** start **

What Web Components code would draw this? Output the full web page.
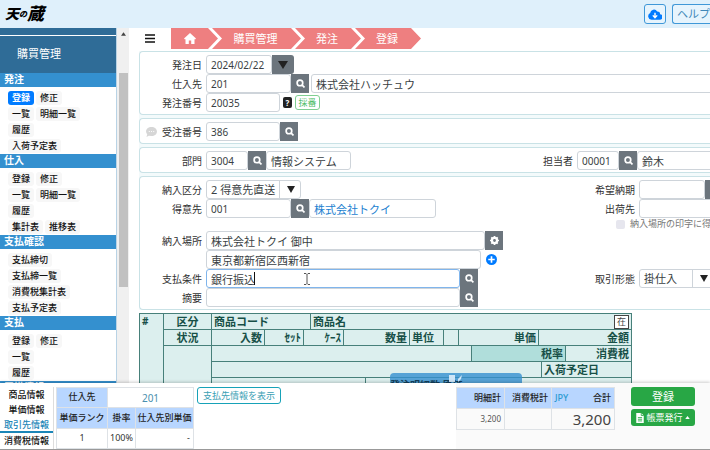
<!DOCTYPE html>
<html lang="ja">
<head>
<meta charset="utf-8">
<title>発注登録</title>
<style>
html,body{height:100%}
body{margin:0;font-family:"Noto Sans","Noto Sans CJK JP",sans-serif;font-size:10px;line-height:1.4;color:#333;background:#fff;overflow:hidden}
</style>
</head>
<body>
<order-app></order-app>
<script>
const ICONS={
search:'<svg viewBox="0 0 16 16" width="9" height="9" fill="none" stroke="#fff" stroke-width="3"><circle cx="7" cy="7" r="5"/><path d="M10.5 10.5 15 15"/></svg>',
down:'<svg viewBox="0 0 10 8" width="10" height="8"><path d="M0 0H10L5 8Z" fill="#222"/></svg>',
gear:'<svg viewBox="0 0 16 16" width="9" height="9"><circle cx="8" cy="8" r="4.5" fill="none" stroke="#fff" stroke-width="4"/><path d="M8 0v3M8 13v3M0 8h3M13 8h3M2.3 2.3l2 2M11.7 11.7l2 2M13.7 2.3l-2 2M4.3 11.7l-2 2" stroke="#fff" stroke-width="3"/></svg>',
cloud:'<svg viewBox="0 0 16 12" width="14" height="11"><path d="M4 12a4 4 0 0 1-1.5-7.600A4.300 4.300 0 0 1 10.500 2.500 2.800 2.800 0 0 1 13.700 5.600 3.200 3.200 0 0 1 13 12Z" fill="#007bff"/><path d="M8 4v5M5.500 7 8 9.600 10.500 7" fill="none" stroke="#fff" stroke-width="1.600"/></svg>',
home:'<svg viewBox="0 0 12 11" width="12" height="11" fill="#fff"><path d="M6 0 12 5.500 11 6.500 10.500 6V11H7.200V7.500H4.800V11H1.500V6L1 6.500 0 5.500Z"/></svg>',
plus:'<svg viewBox="0 0 12 12" width="11" height="11"><circle cx="6" cy="6" r="6" fill="#007bff"/><path d="M6 2.500v7M2.500 6h7" stroke="#fff" stroke-width="1.800"/></svg>',
chat:'<svg viewBox="0 0 12 11" width="11" height="10"><path d="M6 0C9.500 0 12 2 12 5S9.500 10 6 10L3 9.500 0.500 11 1.300 8C.500 7.200 0 6.200 0 5 0 2 2.500 0 6 0Z" fill="#d6d6d6"/><path d="M3 5h1.200M5.400 5h1.200M7.800 5h1.200" stroke="#fff"/></svg>',
file:'<svg viewBox="0 0 9 12" width="8" height="10"><path d="M0 0H6L9 3V12H0Z" fill="#fff"/><path d="M2 5.500H7M2 7.500H7M2 9.500H7M6 0V3H9" stroke="#28a745" fill="none"/></svg>'
};
const BASE='*{box-sizing:border-box}button,input,select{font:inherit;margin:0;padding:0;border-radius:0}a{text-decoration:none;color:inherit}svg{display:block;flex:none}';
let serial=0;
function define(name,render){
  customElements.define(name,class extends HTMLElement{
    connectedCallback(){
      if(this.shadowRoot)return;
      const r=this.attachShadow({mode:'open'});
      const t=document.createElement('template');
      t.innerHTML='<style>'+BASE+'</style>'+render(n=>this.getAttribute(n)||'',this);
      r.append(t.content.cloneNode(true));
    }
  });
}

define('app-header',()=>`<style>
:host{display:flex;flex:none;height:28px;background:#dff0fb;align-items:center;gap:6px;overflow:hidden}
h1{margin:0 auto 0 5px;display:flex;align-items:center;font-weight:900;font-style:italic;font-size:14px;line-height:24px;color:#000}
h1 small{font-size:8px}h1 b{font-size:17px;font-weight:900}
button{height:20px;border:1px solid #3f98d8;border-radius:3px;background:#e6f4fd;color:#3f87b8;flex:none;display:flex;align-items:center;justify-content:center}
.c{width:22px}.h{width:38px;margin-right:0;border-right:0;border-radius:3px 0 0 3px;overflow:hidden;font-size:11px;justify-content:flex-start;padding-left:4px;white-space:nowrap}
</style><h1>天<small>の</small><b>蔵</b></h1><button class="c" aria-label="ダウンロード">${ICONS.cloud}</button><button class="h">ヘルプサイト</button>`);

define('side-section',a=>`<style>
:host{display:block}
h3{margin:0;height:14px;background:#3490cf;color:#fff;font-size:10px;line-height:13px;font-weight:700;padding-left:4px}
ul{list-style:none;margin:0;padding:3px 0 0 8px}
li{height:16px;display:flex;align-items:center;gap:2px;font-size:9px;font-weight:500;color:#111}
a{height:14px;line-height:14px;padding:0 4px;background:#f7f7f7;border-radius:3px;white-space:nowrap}
a.on{background:#007bff;color:#fff;font-weight:700}
</style><h3>${a('head')}</h3>${a('items')?'<ul>'+a('items').split('|').map(r=>'<li>'+r.split(',').map(t=>t[0]==='*'?`<a class="on" href="#" aria-current="page">${t.slice(1)}</a>`:`<a href="#">${t}</a>`).join('')+'</li>').join('')+'</ul>':''}`);

define('side-menu',()=>`<style>
:host{display:flex;flex:none;width:129px;overflow:hidden;background:#fff}
nav{flex:1;overflow:hidden;border-right:1px solid #b9d3e5}
.top{height:7px;background:#2f6c97;border-bottom:0}
h2{margin:1px 0 0;height:37px;background:#2f6c97;color:#fff;font-size:11px;font-weight:400;line-height:36px;padding-left:17px}
.bar{width:12px;flex:none;background:#f0f0f0;display:flex;flex-direction:column;align-items:center;padding-top:4px}
.bar i{width:9px;height:61%;margin-top:37px;background:#c1c1c1}
</style><nav><div class="top"></div><h2>購買管理</h2>
<side-section head="発注" items="*登録,修正|一覧,明細一覧|履歴|入荷予定表"></side-section>
<side-section head="仕入" items="登録,修正|一覧,明細一覧|履歴|集計表,推移表"></side-section>
<side-section head="支払確認" items="支払締切|支払締一覧|消費税集計表|支払予定表"></side-section>
<side-section head="支払" items="登録,修正|一覧|履歴"></side-section>
<side-section head="買掛情報"></side-section></nav>
<div class="bar"><svg width="5" height="4" viewBox="0 0 6 4"><path d="M0 4 3 0 6 4Z" fill="#444"/></svg><i></i></div>`);

define('crumb-trail',()=>`<style>
:host{display:flex;height:21px;margin-bottom:2px}
.menu{width:42px;border:0;background:none;padding-left:16px;display:flex;align-items:center}
ol{display:flex;list-style:none;margin:0;padding:0}
li{background:#ee7f80;color:#fff;font-size:11px;width:66px;padding-right:2px;display:flex;align-items:center;justify-content:center;margin-left:-6px;clip-path:polygon(0 0,calc(100% - 10px) 0,100% 50%,calc(100% - 10px) 100%,0 100%,10px 50%)}
li:first-child{width:47px;margin:0;padding-right:9px;clip-path:polygon(0 0,calc(100% - 10px) 0,100% 50%,calc(100% - 10px) 100%,0 100%)}
li:nth-child(2){width:89px}
</style><button class="menu" aria-label="メニュー"><svg width="10" height="9" viewBox="0 0 10 9"><path d="M0 1h10M0 4.500h10M0 8h10" stroke="#111" stroke-width="1.500"/></svg></button>
<ol><li><a href="#" aria-label="ホーム">${ICONS.home}</a></li><li><a href="#">購買管理</a></li><li><a href="#">発注</a></li><li><a href="#">登録</a></li></ol>`);

define('form-panel',()=>`<style>
:host{display:block;border:1px solid #c9e2e6;border-right:0;border-radius:4px 0 0 4px;background:#fff;padding:3px 0 2px}
</style><slot></slot>`);

/* label + control + optional attached button + optional name box */
define('form-field',a=>{
  const id='f'+(++serial),w=a('w'),box=w?`width:${w}px;flex:none`:'flex:1';
  const opt=a('kind')==='select';
  return `<style>
:host{display:flex;height:19px;align-items:stretch;min-width:0}
label,.lb{width:var(--label,62px);flex:none;text-align:right;line-height:18px;white-space:nowrap;display:flex;justify-content:flex-end;align-items:center;gap:5px;margin-right:4px}
input,select{width:100%;height:19px;border:1px solid #ced4da;border-radius:3px;background:#fff;color:#3a3f44;padding:0 4px;appearance:none;outline:0;min-width:0}
.t{font-size:11px}.focus input{border-color:#80b5ec}
.box{position:relative;min-width:0;display:flex}
.arr{position:absolute;right:0;top:1px;bottom:1px;width:22px;border-left:1px solid #ced4da;display:flex;align-items:center;justify-content:center;pointer-events:none}
button{width:18px;flex:none;border:0;background:#6c757d;display:flex;align-items:center;justify-content:center}
.wide{width:22px;border-radius:0 3px 3px 0}
input.link{color:#1c7fd0}
.caret{position:absolute;left:48px;top:3px;width:1px;height:13px;background:#111}
.beam{position:absolute;left:98px;top:4px}
</style><label for="${id}">${a('icon')?ICONS[a('icon')]:''}${a('label')}</label>
<span class="box ${a('state')}" style="${box}">${opt?`<select id="${id}" class="t"><option>${a('value')}</option></select><span class="arr"><svg viewBox="0 0 8 7" width="8" height="7"><path d="M0 0H8L4 7Z" fill="#222"/></svg></span>`:`<input id="${id}" class="${a('big')?'t':''}" value="${a('value')}">`}${a('state')?'<i class="caret"></i><svg class="beam" width="6" height="12" viewBox="0 0 6 12"><path d="M0 .5H2L3 1.500 4 .5H6M3 1.500V10.500M0 11.500H2L3 10.500 4 11.500H6" fill="none" stroke="#555"/></svg>':''}</span>
${a('btn')?`<button aria-label="${a('label')} ${a('btn')}" class="${a('btn')==='down'?'wide':''}">${ICONS[a('btn')]}</button>`:''}
${a('name')?`<span class="box" style="${a('nw')?`width:${a('nw')}px;flex:none`:'flex:1'};margin-left:${a('gap')||0}px"><input class="t ${a('tone')}" aria-label="${a('label')}名" value="${a('name')}"></span>`:''}<slot></slot>`;
});

define('order-form',()=>`<style>
:host{display:flex;flex-direction:column;gap:3px;background:#f3fafb;margin-right:-4px}
.row{display:flex}.row>:last-child{margin-left:auto;width:175px}
.grid{display:grid;grid-template-columns:minmax(0,1fr) 139px;grid-template-rows:19px 19px 13px repeat(4,19px)}
.r{--label:60px;grid-column:2}.l{grid-column:1}
.q{align-self:center;margin-left:3px;width:9px;height:11px;border-radius:2px;background:#222;color:#fff;font-size:8px;line-height:11px;font-weight:700;text-align:center}
.num{align-self:center;margin-left:3px;width:25px;height:15px;border:1px solid #7fcf92;border-radius:3px;background:#fff;color:#4fbd69;font-size:9px;line-height:12px}
.chk{display:flex;align-items:center;gap:5px;padding-left:41px;font-size:9px;color:#777;white-space:nowrap;overflow:hidden;grid-area:3/2}
.chk input{appearance:none;width:9px;height:9px;background:#e6e6ee;border-radius:2px;flex:none}
.add{border:0;background:none;align-self:center;margin-left:5px}
</style>
<form-panel>
<form-field label="発注日" value="2024/02/22" w="66" btn="down"></form-field>
<form-field label="仕入先" value="201" w="85" btn="search" name="株式会社ハッチュウ" gap="2"></form-field>
<form-field label="発注番号" value="20035" w="74"><span class="q">?</span><button class="num">採番</button></form-field>
</form-panel>
<form-panel><form-field icon="chat" label="受注番号" value="386" w="74" btn="search"></form-field></form-panel>
<form-panel><div class="row"><form-field label="部門" value="3004" w="42" btn="search" name="情報システム" nw="85"></form-field>
<form-field style="--label:34px" label="担当者" value="00001" w="42" btn="search" name="鈴木"></form-field></div></form-panel>
<form-panel><div class="grid">
<form-field class="l" label="納入区分" kind="select" value="2 得意先直送" w="95"></form-field>
<form-field class="r" label="希望納期" w="66" btn="down"></form-field>
<form-field class="l" label="得意先" value="001" w="85" btn="search" name="株式会社トクイ" nw="127" tone="link"></form-field>
<form-field class="r" label="出荷先"></form-field>
<label class="chk"><input type="checkbox">納入場所の印字に得意先名</label>
<form-field class="l" style="grid-row:4" label="納入場所" value="株式会社トクイ 御中" big="1" w="279" btn="gear"></form-field>
<form-field class="l" style="grid-row:5" value="東京都新宿区西新宿" big="1" w="275"><button class="add" aria-label="追加">${ICONS.plus}</button></form-field>
<form-field class="l" style="grid-row:6" label="支払条件" value="銀行振込" big="1" w="254" btn="search" state="focus"></form-field>
<form-field class="r" style="grid-row:6" label="取引形態" kind="select" value="掛仕入" w="75"></form-field>
<form-field class="l" style="grid-row:7" label="摘要" w="254" btn="search"></form-field>
</div></form-panel>`);

define('item-table',()=>`<style>
:host{display:block;position:relative;margin-top:3px;width:492px}
table{width:100%;border-collapse:collapse;table-layout:fixed;background:#dcefee;color:#174f47;outline:0}
th{border:1px solid #47807a;height:16px;line-height:14px;padding:0 2px;font-size:11px;font-weight:700;white-space:nowrap;overflow:hidden;text-align:left}
.c{text-align:center}.e{text-align:right}.s{font-size:10px}.top{vertical-align:top}.tax{background:#b0dedb}
th span{float:right;border:1px solid #444;background:#fff;font-size:9px;font-weight:400;line-height:12px;width:15px;height:14px;text-align:center;color:#444}
.bar{position:absolute;left:251px;top:60px;width:132px;height:26px;background:#3490cfcc;border-radius:4px;color:#123f5c;font-size:10px;line-height:14px;padding-top:5px;font-weight:700}
.bar svg{position:absolute;left:59px;top:2px}
</style><table><colgroup>${[24,48,53,39,7,33,22,44,34,15,13,67,3,24,66].map(w=>`<col style="width:${w}px">`).join('')}</colgroup>
<tr><th rowspan="6" class="top s">#</th><th class="c">区分</th><th colspan="3">商品コード</th><th colspan="10"><span>在</span>商品名</th></tr>
<tr><th class="c">状況</th><th class="e">入数</th><th class="e">ｾｯﾄ</th><th colspan="2" class="e">ｹｰｽ</th><th colspan="2" class="e">数量</th><th>単位</th><th></th><th colspan="2" class="e">単価</th><th colspan="3" class="e">金額</th></tr>
<tr><th rowspan="4"></th><th colspan="9"></th><th colspan="3" class="e tax">税率</th><th class="e" colspan="1">消費税</th></tr>
<tr><th colspan="11"></th><th colspan="2">入荷予定日</th></tr>
<tr><th colspan="5"></th><th colspan="8"></th></tr>
<tr><th colspan="13"></th></tr></table>
<div class="bar">発注明細数 原価<svg width="14" height="7" viewBox="0 0 14 7"><path d="M0 0H6V7H0ZM9 4 13 0 12 4 9 7Z" fill="#cfe6f7"/></svg></div>`);

define('info-footer',()=>`<style>
:host{display:flex;flex:none;height:67px;background:#fff;border-bottom:1px solid #999;box-shadow:0 -1px 3px #0003;position:relative;overflow:visible;padding-top:4px}
nav{width:54px;flex:none;border-right:1px solid #ddd;display:flex;flex-direction:column;font-size:9px;font-weight:500;color:#111}
nav a{height:15px;line-height:15px;text-align:center;white-space:nowrap}
nav .on{color:#1b86b8;border-bottom:2px solid #1b86b8;height:16px}
table{border-collapse:collapse;table-layout:fixed;font-size:9px}
th,td{border:1px solid #dee2e6;padding:0 3px;white-space:nowrap;font-weight:500}
th{background:#b8d6ff;color:#222}td{font-weight:400}
.info{width:138px;margin-left:2px;flex:none}.info tr{height:19px}.info th,.info td{text-align:center;padding:0}
.info .v{font-size:10px;color:#4a8fae}.info .e{text-align:right;padding-right:3px}
.show{height:17px;width:84px;margin-left:3px;border:1px solid #17a2b8;border-radius:3px;background:#fff;color:#3aa0b4;font-size:9px;line-height:14px;flex:none;white-space:nowrap}
.sum{margin:-4px 0 0 auto;padding:4px 15px 0 0;background:#fafafa;display:flex;gap:16px;flex:none}
.sum table{width:159px}.sum tr{height:21px}.sum th,.sum td{text-align:right}
.sum table{align-self:flex-start}.sum i{float:left;font-style:normal;color:#2b9bd0;font-weight:500}
.sum td{font-size:8px;color:#555}.sum .big{font-size:15px;line-height:19px;color:#444}
.btns{display:flex;flex-direction:column;gap:3px;width:64px}
.btns button{height:19px;border:0;border-radius:3px;background:#28a745;color:#fff;font-size:11px;display:flex;align-items:center;justify-content:center;gap:2px;white-space:nowrap;line-height:16px}
.btns .p{font-size:9px;height:17px}
</style><nav><a href="#">商品情報</a><a href="#">単価情報</a><a href="#" class="on">取引先情報</a><a href="#">消費税情報</a></nav>
<table class="info"><colgroup><col style="width:51px"><col style="width:28px"><col></colgroup>
<tr><th>仕入先</th><td colspan="2" class="v">201</td></tr><tr><th>単価ランク</th><th>掛率</th><th>仕入先別単価</th></tr><tr><td>1</td><td>100%</td><td class="e">-</td></tr></table>
<button class="show">支払先情報を表示</button>
<div class="sum"><table><colgroup><col style="width:48px"><col style="width:47px"><col></colgroup><tr><th>明細計</th><th>消費税計</th><th><i>JPY</i>合計</th></tr><tr><td>3,200</td><td></td><td class="big">3,200</td></tr></table>
<div class="btns"><button>登録</button><button class="p">${ICONS.file}帳票発行<svg width="5" height="3" viewBox="0 0 6 4"><path d="M0 4 3 0 6 4Z" fill="#fff"/></svg></button></div></div>`);

define('order-app',()=>`<style>
:host{display:flex;flex-direction:column;height:100vh}
.mid{flex:1;min-height:0;display:flex}
main{flex:1;min-width:0;overflow:hidden;padding-left:10px}
crumb-trail{margin-left:-10px}
</style><app-header></app-header><div class="mid"><side-menu></side-menu><main><crumb-trail></crumb-trail><order-form></order-form><item-table></item-table></main></div><info-footer></info-footer>`);
</script>
</body>
</html>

** end **

### What you are asked to do:
Using the material above, gather every line that includes "page".

### Answer to this exercise:
What Web Components code would draw this? Output the full web page.
</style><h3>${a('head')}</h3>${a('items')?'<ul>'+a('items').split('|').map(r=>'<li>'+r.split(',').map(t=>t[0]==='*'?`<a class="on" href="#" aria-current="page">${t.slice(1)}</a>`:`<a href="#">${t}</a>`).join('')+'</li>').join('')+'</ul>':''}`);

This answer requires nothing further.